If you embrace this wider friendship dynamic and scrap the girl squad, replacing it with Alya, Adrien, Marinette, and Nino, then the fight for narrative importance quickly goes away. It's no longer a question of is this episode trying to be a magical girl show or a rom-com? Instead, the question is: which element of the friend group is getting focused on today? The romance or the friendship?
A lot of hero shows do this and do it well. I think that one of the most well known examples is Teen Titans. That show has five main characters and the focus is usually on their friendships, but there is a very clear running romantic tension between the characters Robin and Starfire with several episodes giving a good deal of focus to their romance. I'd say that this element really starts in the show's the 19th episode - Date with Destiny - and it all culminates in the movie that capstones the series: Trouble in Tokyo. The character Beast Boy also gets a romance arc and, while it's more short lived, it's further evidence that you can have strong romances and strong friendships in the same show and even the same episode. You just have to own the fact that boys and girls can be friends with each other, a very logical thing to embrace when your show has decided to have a diverse cast of heroes instead of imposing arbitrary gender limitations on its magical powers.
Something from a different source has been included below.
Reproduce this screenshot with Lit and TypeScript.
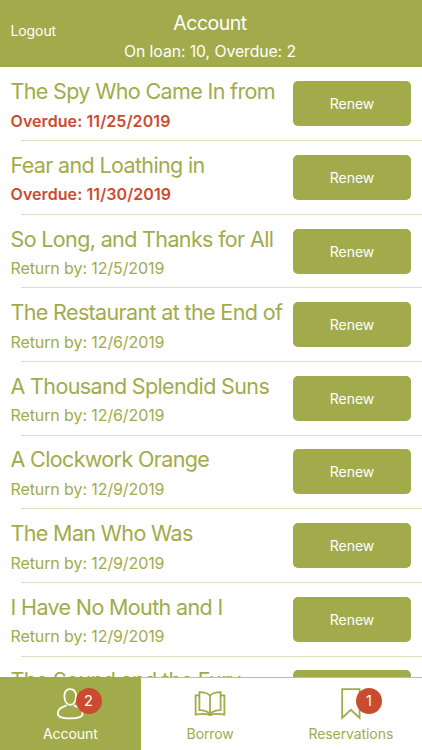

I couldn't figure out a way to work this into the main essay, but it's relevant so I wanted to quickly point it out and give you more to think about re Origins. Have you ever found it weird how Origins gives both Adrien AND Marinette the "I've never had friends before" backstory and yet wider canon acts like Marinette has this strong amazing friend group while Adrien doesn't seem to care about making friends and instead focuses all his energy on romance? Why give both the protagonist and the supposed deuteragonist this kind of origin if it's not going to be a major element of the show? It makes so much more sense to only give one of them this backstory and then focus that person's character arc on learning about friendship.